What difference can UN conferences make?

  • The Paris conference marked a turning point by informing more humans than ever before of the dangers of climate change. That is true even if the United States pulls out of the Paris accord and Brazil continues to let the Amazon forest burn. The world is far more aware of the dangers and risks than in the past.
  • The sum of individual actions by ordinary people can provide at best some 10% of the cuts in carbon emissions we need. The rest requires local and national governments, supra-national bodies and international agreements to pull in this direction. The COP meetings represent the pinnacle of this effort.
  • These conferences keep the issue on the international stage and in the open. Over past decades, responsibility for managing climate change was left to experts and politicians. But politicians did not listen to the experts, so hardly anyone was any the wiser. Meanwhile, corporate lobbyists tried to discredit the science.
  • But their role is limited to keeping “enough alignment” among those trying to achieve a net-zero carbon economy, argued Tom Burke, head of environmental think-tank E3G, in an article on Climate Home News as COP 25 got underway. “If we expect it to do more than it can, it will fail,” Burke wrote.

What can be done for climate? Why isn’t it being done?

Technology and industry

If we developed and rolled out enough renewable energy and clean means of transport, swore off fossil fuels and used a green industrial feed stock like hydrogen, we could leave the carbon age behind.

That would improve living standards in poor and less-developed countries, while sacrifices in lifestyles would not be too drastic in rich and fast-developing countries.

But much of that is still on the drawing board despite impressive advances, especially in renewable energy and electric vehicles (see links below).

Land use

Nature could be our ally. We could use it to absorb carbon, planting many millions of trees. We could adapt agriculture to boost biodiversity and use non-polluting methods to keep food production high enough.

It turns out that such a way forward is more complicated than initially thought. The farming system is in crisis, trapped in a cycle of debt and declining yields, and vulnerable to drought and flooding.

Lobbies

Vested interests are increasingly wielding their power (read: fossil fuel companies and ranching organizations are pouring financing into lobbies and politics).

Coal, oil and gas companies have long tried to discredit climate science. Renewable energies are now becoming highly competitive, which threatens these firms. Neither they nor their work forces will readily cooperate with the phasing out of their industry.

Politics

Politics explains why, despite our knowledge of the dangers of climate change, political will is still seriously lacking. A UN study found governments are planning to use far more fossil fuel up to 2030 than is compatible with the Paris goals.

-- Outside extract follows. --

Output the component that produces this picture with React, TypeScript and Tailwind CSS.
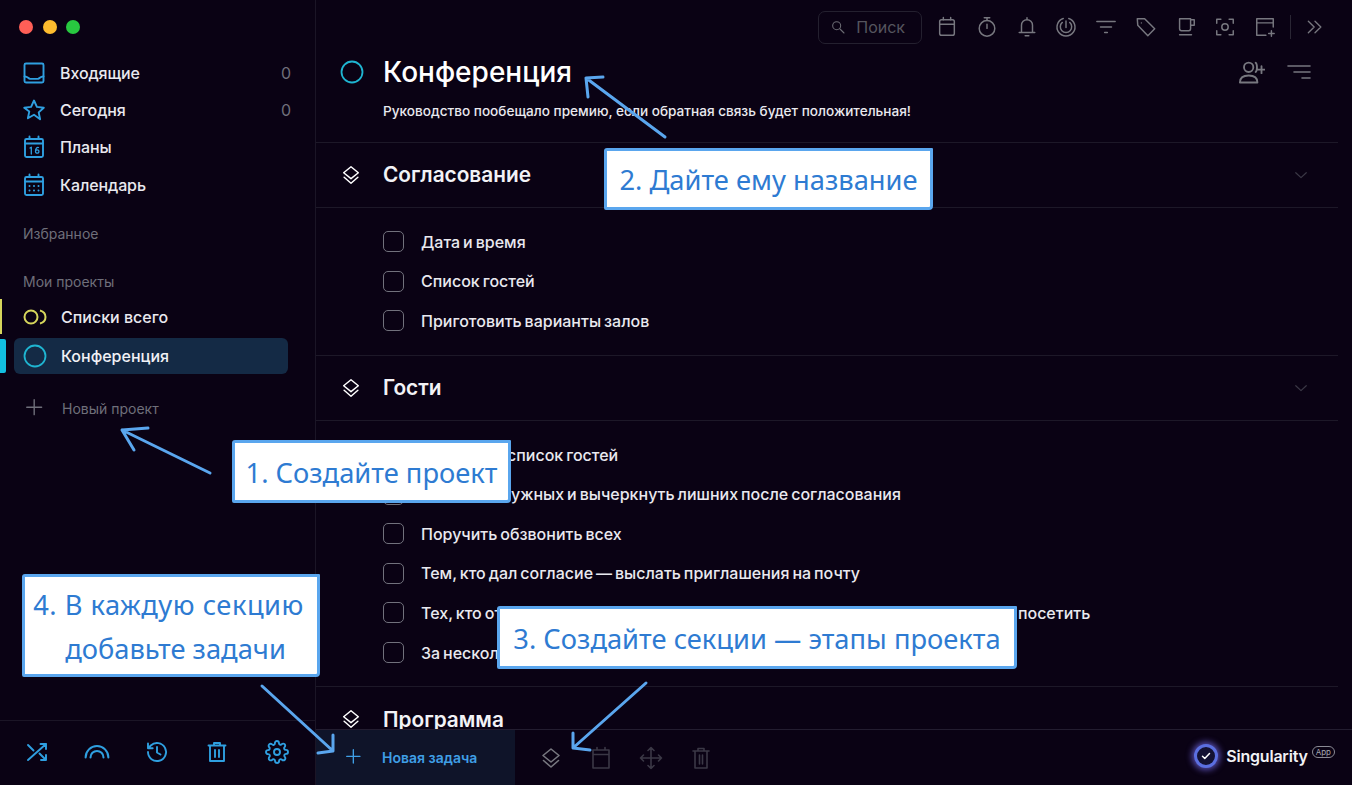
import React from "react";

type P = { className?: string; children?: React.ReactNode };
const I = ({ className = "", children, s = 24, w = 1.6 }: P & { s?: number; w?: number }) => (
  <svg width={s} height={s} viewBox="0 0 24 24" fill="none" stroke="currentColor" strokeWidth={w} strokeLinecap="round" strokeLinejoin="round" className={className}>
    {children}
  </svg>
);

const Inbox = () => (
  <I s={24} w={1.9} className="text-[#2f9fe0]">
    <rect x="2.5" y="2.5" width="19" height="19" rx="1.5" />
    <path d="M2.5 15.5c3-.4 3.6 2 5.5 2.4h8c1.900-.4 2.500-2.800 5.500-2.400" />
  </I>
);
const Star = () => (
  <I s={24} w={1.9} className="text-[#2f9fe0]">
    <path d="M12 2.500l2.900 6.400 6.900.8-5.100 4.700 1.400 6.900L12 16.800l-6.100 3.500 1.400-6.900L2.200 9.700l6.900-.8z" />
  </I>
);
const CalSixteen = () => (
  <I s={24} w={1.9} className="text-[#2f9fe0]">
    <rect x="3" y="4" width="18" height="18" rx="1.500" />
    <path d="M3 8.500h18M7.500 1.500V4M16.500 1.500V4" />
    <path d="M8 13l1.300-.8V19M13.500 16.500a1.700 1.700 0 1 0 3.400 0a1.700 1.700 0 1 0-3.400 0M16.500 12.500c-1.500-.5-3 .8-3 4" strokeWidth="1.300" />
  </I>
);
const CalDots = () => (
  <I s={24} w={1.9} className="text-[#2f9fe0]">
    <rect x="3" y="4" width="18" height="18" rx="1.500" />
    <path d="M3 8.500h18M7.500 1.500V4M16.500 1.500V4" />
    <path d="M7.500 13h.01M12 13h.01M16.500 13h.01M7.500 17.500h.01M12 17.500h.01M16.500 17.500h.01" strokeWidth="2" />
  </I>
);
const Layers = ({ className = "text-white", s = 22 }: { className?: string; s?: number }) => (
  <I s={s} className={className}>
    <path d="M12 3l8 6.500-8 6.500-8-6.500z" />
    <path d="M4.500 14.500L12 21l7.500-6.500" />
  </I>
);

const NavRow = ({ icon, label, count }: { icon: React.ReactNode; label: string; count?: string }) => (
  <div className="flex h-[37.400px] items-center pl-[22px] pr-[24px]">
    {icon}
    <span className="ml-[14px] flex-1 text-[16px] font-medium tracking-[-0.1px] text-[#e9e9ef]">{label}</span>
    {count && <span className="text-[16px] text-[#6f6f7a]">{count}</span>}
  </div>
);

const Sidebar = () => (
  <aside className="flex h-[785px] w-[316px] shrink-0 flex-col border-r border-[#1b1526]">
    <div className="flex h-[54px] items-center gap-[9.500px] pl-[19px]">
      <span className="h-[14px] w-[14px] rounded-full bg-[#ff5f57]" />
      <span className="h-[14px] w-[14px] rounded-full bg-[#febc2e]" />
      <span className="h-[14px] w-[14px] rounded-full bg-[#28c840]" />
    </div>
    <NavRow icon={<Inbox />} label="Входящие" count="0" />
    <NavRow icon={<Star />} label="Сегодня" count="0" />
    <NavRow icon={<CalSixteen />} label="Планы" />
    <NavRow icon={<CalDots />} label="Календарь" />
    <div className="mt-[20px] flex h-[20px] items-center pl-[23px] text-[14px] text-[#6f6f7a]">Избранное</div>
    <div className="mt-[28px] flex h-[20px] items-center pl-[23px] text-[14px] text-[#6f6f7a]">Мои проекты</div>
    <div className="mt-[7px] flex h-[36px] items-center">
      <span className="h-[35px] w-[2px] bg-[#d6d65c]" />
      <svg width="26" height="24" viewBox="0 0 26 24" fill="none" stroke="#d6d65c" strokeWidth="2" className="ml-[20px]">
        <circle cx="9" cy="12" r="6.500" />
        <path d="M18 5.500c3.500 1 5.500 3.500 5.500 6.500s-2 5.500-5.500 6.500" />
      </svg>
      <span className="ml-[13px] text-[16px] font-medium text-[#e9e9ef]">Списки всего</span>
    </div>
    <div className="mt-[3px] flex h-[36px] items-center">
      <span className="h-[34px] w-[6px] rounded-r-[2px] bg-[#12bfe0]" />
      <div className="ml-[8px] flex h-[36px] w-[274px] items-center rounded-[6px] bg-[#142a45] pl-[9px]">
        <svg width="24" height="24" viewBox="0 0 24 24" fill="none" stroke="#1fb5d1" strokeWidth="1.800">
          <circle cx="12" cy="12" r="10.500" />
        </svg>
        <span className="ml-[14px] text-[16px] font-medium text-[#f1f1f5]">Конференция</span>
      </div>
    </div>
    <div className="mt-[23px] flex h-[24px] items-center pl-[25px] text-[#6f6f7a]">
      <I s={21}><path d="M10.500 2v17M2 10.500h17" /></I>
      <span className="ml-[16px] text-[14px]">Новый проект</span>
    </div>
    <div className="flex-1" />
    <div className="flex h-[65px] items-center border-t border-[#1b1526] px-[7px] pb-[2px] text-[#2f9fe0]">
      <div className="flex w-[60px] justify-center">
        <I w={1.9}><path d="M3 5l5.500 5.500M14.500 13.500L21 20M21 15v5h-5M3 20L21 4M15.500 4H21v5" /></I>
      </div>
      <div className="flex w-[60px] justify-center">
        <I s={26} w={1.9}><path d="M1.500 19a10.500 10.500 0 0 1 21 0" transform="translate(0 -2)" /><path d="M6 18a6 6 0 0 1 12 0" transform="translate(0 -1)" /></I>
      </div>
      <div className="flex w-[60px] justify-center">
        <I w={1.9}><path d="M3 12a9 9 0 1 0 2.800-6.500L3 8.200M3 3.500v4.700h4.700M12 7v5.500l3.500 2" /></I>
      </div>
      <div className="flex w-[60px] justify-center">
        <I w={1.9}><path d="M3.500 5.500h17M9 5.500V3h6v2.500M5 5.500h14v15.500H5zM10 10v7M14 10v7" /></I>
      </div>
      <div className="flex w-[60px] justify-center">
        <I w={1.9}><circle cx="12" cy="12" r="3" /><path d="M19.400 15a1.650 1.650 0 0 0 .33 1.820l.06.06a2 2 0 1 1-2.830 2.830l-.06-.06a1.650 1.650 0 0 0-2.820 1.170V21a2 2 0 1 1-4 0v-.09a1.650 1.650 0 0 0-2.820-1.170l-.06.06a2 2 0 1 1-2.830-2.830l.06-.06a1.650 1.650 0 0 0-1.170-2.820H3a2 2 0 1 1 0-4h.09a1.650 1.650 0 0 0 1.170-2.820l-.06-.06a2 2 0 1 1 2.830-2.830l.06.06a1.650 1.650 0 0 0 2.820-1.170V3a2 2 0 1 1 4 0v.09a1.650 1.650 0 0 0 2.820 1.170l.06-.06a2 2 0 1 1 2.830 2.830l-.06.06a1.650 1.650 0 0 0 1.170 2.820H21a2 2 0 1 1 0 4h-.09a1.650 1.650 0 0 0-1.510 1z" /></I>
      </div>
    </div>
  </aside>
);

const Tool = ({ children }: P) => <div className="flex w-[39.750px] justify-center">{children}</div>;

const TopBar = () => (
  <div className="flex h-[54px] items-center justify-end pr-[24px] text-[#77777f]">
    <div className="mr-[5px] flex h-[33px] w-[104px] items-center rounded-[7px] border border-[#24202f] pl-[11px]">
      <I s={16} className="text-[#6c6c74]"><circle cx="10" cy="10" r="6" /><path d="M15 15l6 6" /></I>
      <span className="ml-[10px] text-[16px] text-[#55555e]">Поиск</span>
    </div>
    <Tool><I s={22}><rect x="4" y="4" width="16" height="17" rx="2" /><path d="M4 9h16M8 1.500V4M16 1.500V4" /></I></Tool>
    <Tool><I s={22}><circle cx="12" cy="13.500" r="8.500" /><path d="M9 2h6M12 2v3M12 9v4.500" /></I></Tool>
    <Tool><I s={22}><path d="M6 18V10a6 6 0 0 1 12 0v8M3.500 18h17M10 21.500h4M12 2v2" /></I></Tool>
    <Tool><I s={22}><path d="M15 2.700A9.800 9.800 0 1 1 9 2.700" /><path d="M16 7a6.200 6.200 0 1 1-8 0" /><path d="M12 5.500v7" /></I></Tool>
    <Tool><I s={22}><path d="M2 6h20M6 12h12M10.500 18h3" /></I></Tool>
    <Tool><I s={22}><path d="M2.500 3h8l11 11-7.500 7.500-11-11.500zM7 7.500h.01" /></I></Tool>
    <Tool><I s={22}><path d="M5 3h12v11a2 2 0 0 1-2 2H7a2 2 0 0 1-2-2zM17 4h4v6h-4M5 20.500h13" /></I></Tool>
    <Tool><I s={22}><path d="M3 8V3.500h4.500M16.500 3.500H21V8M21 16v4.500h-4.500M7.500 20.500H3V16" /><circle cx="12" cy="12" r="3.500" /></I></Tool>
    <Tool><I s={22}><path d="M21 12V3H3v18h10M3 7.500h18M19 16v6M16 19h6" /></I></Tool>
    <span className="ml-[5px] mr-[11px] h-[24px] w-px bg-[#2a2634]" />
    <I s={20} className="mx-[3px]"><path d="M4 5l7 7-7 7M12 5l7 7-7 7" /></I>
  </div>
);

const Section = ({ title, chevron = true }: { title: string; chevron?: boolean }) => (
  <div className="flex h-[65px] shrink-0 items-center border-b border-[#1d1828] pl-[24px] pr-[28px]">
    <Layers />
    <span className="ml-[21px] flex-1 text-[20.800px] font-semibold text-[#f2f2f6]">{title}</span>
    {chevron && <I s={18} className="text-[#3b3846]"><path d="M5 9l7 6.500L19 9" /></I>}
  </div>
);

const Task = ({ text }: { text: string }) => (
  <div className="flex h-[39.600px] items-center pl-[67px]">
    <span className="h-[21px] w-[21px] shrink-0 rounded-[5px] border-[1.500px] border-[#71717c]" />
    <span className="ml-[17px] whitespace-nowrap text-[16px] font-medium text-[#e9e9ef] [word-spacing:-1.300px]">{text}</span>
  </div>
);

const Callout = ({ className = "", children }: P) => (
  <div
    className={
      "absolute flex items-center justify-center whitespace-nowrap rounded-[3px_1px_4px_2px] border-[3px] border-[#5aa6ee] bg-white pt-[2px] text-center font-['Noto_Sans',sans-serif] text-[27.300px] font-normal leading-[44px] text-[#2e7bd2] " +
      className
    }
  >
    {children}
  </div>
);

export default function App() {
  return (
    <div className="relative flex h-[785px] w-[1352px] overflow-hidden bg-[#0a0214] font-['Inter',sans-serif]">
      <Sidebar />
      <main className="flex min-w-0 flex-1 flex-col">
        <TopBar />
        <div className="flex h-[88px] shrink-0 flex-col">
          <div className="flex h-[36px] items-center pl-[24px] pr-[41px]">
            <svg width="24" height="24" viewBox="0 0 24 24" fill="none" stroke="#1fb5d1" strokeWidth="1.800">
              <circle cx="12" cy="12" r="10.500" />
            </svg>
            <span className="ml-[19px] flex-1 text-[28px] font-medium text-white">Конференция</span>
            <I s={28} className="mr-[22px] text-[#77777f]"><circle cx="10" cy="8" r="4" /><path d="M2.500 21c0-4 2.500-6 7.500-6s7.500 2 7.500 6zM16 4c1.500 1 1.500 7 0 8M21 7v6M18 10h6" /></I>
            <I s={24} className="text-[#77777f]"><path d="M1 6h22M7 12h16M15 18h8" /></I>
          </div>
          <p className="ml-[67px] mt-[10px] text-[13.600px] font-medium leading-[22px] text-[#e9e9ef]">
            Руководство пообещало премию, если обратная связь будет положительная!
          </p>
        </div>
        <div className="mr-[14px] flex min-h-0 flex-1 flex-col overflow-hidden border-t border-[#1d1828]">
          <Section title="Согласование" />
          <div className="shrink-0 border-b border-[#1d1828] pb-[14px] pt-[14px]">
            <Task text="Дата и время" />
            <Task text="Список гостей" />
            <Task text="Приготовить варианты залов" />
          </div>
          <Section title="Гости" />
          <div className="shrink-0 border-b border-[#1d1828] pb-[14px] pt-[14px]">
            <Task text="Составить список гостей" />
            <Task text="Добавить нужных и вычеркнуть лишних после согласования" />
            <Task text="Поручить обзвонить всех" />
            <Task text="Тем, кто дал согласие — выслать приглашения на почту" />
            <Task text="Тех, кто отказались — спросить, что могло бы убедить их всё же приехать и посетить" />
            <Task text="За несколько дней напомнить" />
          </div>
          <Section title="Программа" chevron={false} />
        </div>
        <div className="flex h-[56px] shrink-0 items-center border-t border-[#231d30] bg-[#0a0214]">
          <div className="flex h-full w-[199px] items-center bg-[#0f1429] pl-[29px] text-[#3f9fe6]">
            <I s={20}><path d="M10 2v16M2 10h16" /></I>
            <span className="ml-[17px] text-[14px] font-semibold">Новая задача</span>
          </div>
          <div className="ml-[23px] flex items-center text-[#3b3846]">
            <div className="flex w-[26px] justify-center"><Layers className="text-[#77777f]" s={24} /></div>
            <div className="ml-[24px] flex w-[26px] justify-center"><I><path d="M4 4h16v18H4zM4 8.500h16M8 1.500V4M16 1.500V4" /></I></div>
            <div className="ml-[24px] flex w-[26px] justify-center"><I><path d="M12 1.500v21M1.500 12h21M9 4.500l3-3 3 3M9 19.500l3 3 3-3M4.500 9l-3 3 3 3M19.500 9l3 3-3 3" /></I></div>
            <div className="ml-[24px] flex w-[26px] justify-center"><I><path d="M4 5h16M9 5V2.500h6V5M6 5h12v17H6zM10.500 9v9M13.500 9v9" /></I></div>
          </div>
          <div className="ml-auto flex items-center pb-[3px] pr-[17px]">
            <span className="flex h-[24px] w-[24px] items-center justify-center rounded-full border-[3px] border-[#5b6fe0] bg-[#141233] shadow-[0_0_6px_2px_rgba(120,110,240,0.7)]">
              <I s={12} className="text-white"><path d="M5 12.500l4.500 4.500L19 7" strokeWidth="3" /></I>
            </span>
            <span className="ml-[8px] text-[16px] font-semibold tracking-[-0.2px] text-[#f1f1f5]">Singularity</span>
            <span className="mb-[8px] ml-[4px] rounded-full border border-[#8a8a94] px-[3px] text-[8px] leading-[10px] text-[#a5a5ae]">App</span>
          </div>
        </div>
      </main>

      <Callout className="left-[232px] top-[440px] h-[63px] w-[279px]">1. Создайте проект</Callout>
      <Callout className="left-[604px] top-[148px] h-[62px] w-[329px]">2. Дайте ему название</Callout>
      <Callout className="left-[497px] top-[606px] h-[63px] w-[520px]">3. Создайте секции — этапы проекта</Callout>
      <Callout className="left-[22px] top-[574px] h-[103px] w-[298px]">
        <div className="pr-[5px]">
          <span className="tracking-[0.5px]">4. В каждую секцию</span>
          <br />
          <span className="ml-[14px]">добавьте задачи</span>
        </div>
      </Callout>

      <svg className="pointer-events-none absolute left-0 top-0" width="1352" height="785" fill="none" stroke="#5aa6ee" strokeWidth="3" strokeLinecap="round" strokeLinejoin="round">
        <path d="M210 473L122 430M148 428L122 430L134 450" />
        <path d="M665 137L586 78M603 77L586 78L588 97" />
        <path d="M646 683L573 748M573 733L573 748L590 750" />
        <path d="M262 686L333 751M333 735L333 751L318 753" />
      </svg>
    </div>
  );
}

No wonder frustrated youth have taken to the streets massively. They and many others thought that when the world signed onto the Paris Climate Agreement in 2015, things would change.

The outlook

“Current economic and energy trends suggest that industrial emissions will be at least as high in 2019 as they were for the record emissions observed in 2018,” said a report by the Global Carbon Project in September.

“The International Monetary Fund projects Global Gross Domestic Product to grow by 3.2% in 2019, and if the global economy de-carbonized at the same rate as in the last 10 years, that would still lead to an increase in global emissions”, it said.

But there are reasons for optimism. And it’s important to remember that the world is just at the beginning of the shift away from carbon — which admittedly should have begun 20 years ago, or even 40 years ago.

Industrial shifts take time and involve major dislocations. It’s hard to make them popular. But at an institutional level, there are some interesting changes afoot:

  • The European Investment Bank (EIB) is proposing to end investments in fossil fuel projects from 2020.
  • Incoming EIB president Christine Lagarde is pushing for the bank to make climate change a key part of its mission.
  • China, often portrayed as the bad guy for its role in building and exporting coal power, is planning 50 zero-carbon zones by 2050, according to the Rocky Mountain Institute. “RMI has been working with Ningbo, a leading city in China, to develop a near-zero emission zone while achieving four times growth in GDP by 2030,” the institute said.
  • Clean electrification should be possible from 2030 given the pace of investment in batteries and lower prices for manufacturing them, the Rocky Mountain Institute reports.

“I want to emphasize that the situation is far from hopeless,” New York Times columnist David Leonhardt wrote in a summary of what the clean energy transition looks like.

“In the last few years, some places have begun to show what a transition to a clean-energy economy would look like. The main message from those places: We can do this.”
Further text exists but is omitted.